En las tertulias políticas de televisión, cuando presentan a los invitados, son mayoría quienes responden al saludo con severidad, sin apenas un asomo de sonrisa de Gioconda. Será porque se creen su papel de testigos directos ante un horizonte negro. «Yo me río por no llorar», decía uno de ellos al que, al comenzar un programa, pillaron riendo un chiste. Y se disculpó. Un periodista que asiste a estos debates, me confesó el otro día que su rictus envarado era inconsciente, tal vez producto del ambiente acuchillado que se respira en ese tipo de platós. Y da en el clavo. Porque expertos en psicología forense de la Universidad Dalhousie de Halifax, Canadá, aseguran que, a diferencia del lenguaje corporal, no se puede controlar completamente lo que sucede en el rostro. Somos capaces de fingir una expresión, pero no sabemos cuánto mantenerla ni cuándo hacerla desaparecer, de ahí que el rostro haya sido considerado el espejo del alma: ningún mortal escapa de esas expresiones micromomentáneas en que un gesto involuntario filtra lo que en verdad se siente.

La sonrisa también fue una manifestación de poder, más allá de la sincera alegría o del sentimiento placentero.
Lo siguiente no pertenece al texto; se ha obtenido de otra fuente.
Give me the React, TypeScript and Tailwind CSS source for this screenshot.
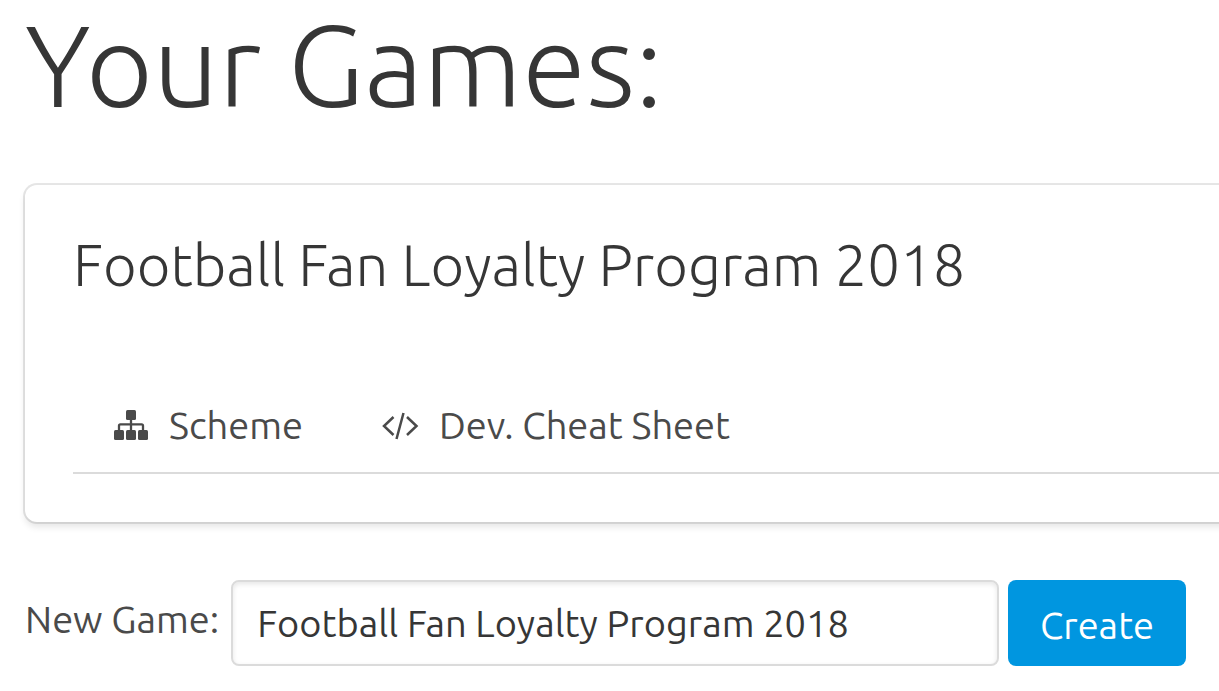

Sonreír para demostrarle al mundo que uno está bien instalado en él, a gusto consigo mismo y su entorno. «Quiero una imagen fuerte», les piden a veces los editores o fotógrafos a sus modelos, «una mirada desafiante, seria, profunda», temerosos de reproducir el cliché de la risa tonta. Reírse bien es un don. Y anular la risa de los discursos públicos, una temeridad. Eduard Punset a menudo cita al prestigioso psicólogo Richard Wiseman cuando le piden un consejo para ser más felices: «Puedes sostener un bolígrafo entre los dientes para que la cara adopte la posición de sonrisa. Los estudios demuestran que te hará sentir mucho mejor. Es una idea simple, pero muy poderosa». Benditos estudios que aseguran cómo pequeños actos acaban modificando grandes pensamientos. Sonreír, por ejemplo.